Here’s Nathan on the most powerful producer on Broadway, from his July column, The Potboilermakers”:

Mr. Belasco provides the major difficulty of my critical career. I tell you quite frankly that I see no way to counteract his Machiavellian but ever-smiling courtesy to me. He suavely invites me to his eighth-rate plays; I write that they are eighth-rate plays; and such is the tragedy of prolonged repetition, no one any longer believes me. But, so long as Mr. Belasco is willing, I am willing. I shall continue to accept his invitations. And I shall pray to God that he will soon produce a first-rate play if only to save my critical reputation and my job. I am determined to write praise of him some day, or bust. For another season of “Daddies,” “Tiger-Tigers,” “Pollys with a Past,” “Tiger Roses” and “Dark Rosaleens” and—so far as anyone believing in my honesty is concerned—I shall be irretrievably lost.
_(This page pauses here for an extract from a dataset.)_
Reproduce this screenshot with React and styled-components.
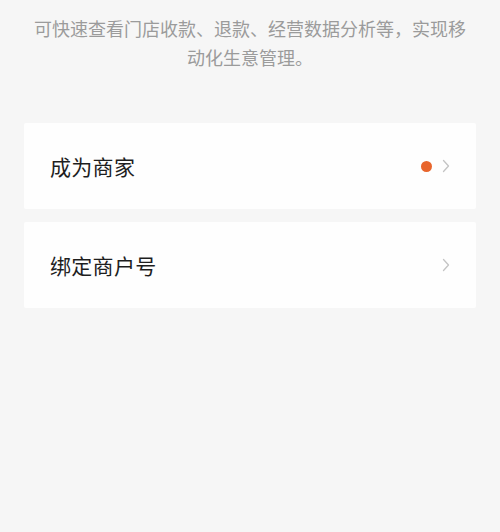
import React from "react";
import styled, { createGlobalStyle } from "styled-components";

const GlobalStyle = createGlobalStyle`
  html, body {
    margin: 0;
    padding: 0;
    background: #f6f6f6;
  }
  body {
    font-family: "Noto Sans CJK SC", "Noto Sans", sans-serif;
  }
`;

const Page = styled.div`
  min-height: 532px;
  background: #f6f6f6;
  padding-top: 14px;
  box-sizing: border-box;
`;

const Intro = styled.p`
  margin: 0 auto;
  width: 440px;
  text-align: center;
  font-size: 18px;
  line-height: 29px;
  color: #9b9b9b;
`;

const List = styled.div`
  display: flex;
  flex-direction: column;
  gap: 13px;
  margin: 51px 24px 0;
`;

const Card = styled.div`
  height: 86px;
  background: #fefefe;
  border-radius: 2px;
  display: flex;
  align-items: center;
  padding: 0 26px 0 26px;
  box-sizing: border-box;
`;

const Title = styled.span`
  flex: 1;
  font-size: 21px;
  color: #1e1e1e;
  letter-spacing: 0.3px;
`;

const Dot = styled.span`
  width: 11px;
  height: 11px;
  border-radius: 50%;
  background: #e8652c;
  margin-right: 10px;
`;

const Chevron = () => (
  <svg width="8" height="14" viewBox="0 0 8 14">
    <polyline
      points="1.5,1.5 6.5,7 1.5,12.5"
      fill="none"
      stroke="#c4c4c4"
      strokeWidth="1.3"
      strokeLinecap="round"
      strokeLinejoin="round"
    />
  </svg>
);

const items = [
  { title: "成为商家", badge: true },
  { title: "绑定商户号", badge: false },
];

export default function App() {
  return (
    <>
      <GlobalStyle />
      <Page>
        <Intro>可快速查看门店收款、退款、经营数据分析等，实现移动化生意管理。</Intro>
        <List>
          {items.map((item) => (
            <Card key={item.title}>
              <Title>{item.title}</Title>
              {item.badge && <Dot />}
              <Chevron />
            </Card>
          ))}
        </List>
      </Page>
    </>
  );
}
It is the more recent producing technic of Mr. Belasco first to pick out as poor a play as he can find and then assiduously to devote his talents to distracting the audience’s attention from its mediocrity….

Nathan and Mencken share a byline on a long miscellaneous column in each issue called “Répétition Générale,” which in May 1919 included this apothegm: Criticism is the art of appraising that which isn’t in terms of what it should be, and that which should be in terms of what it isn’t.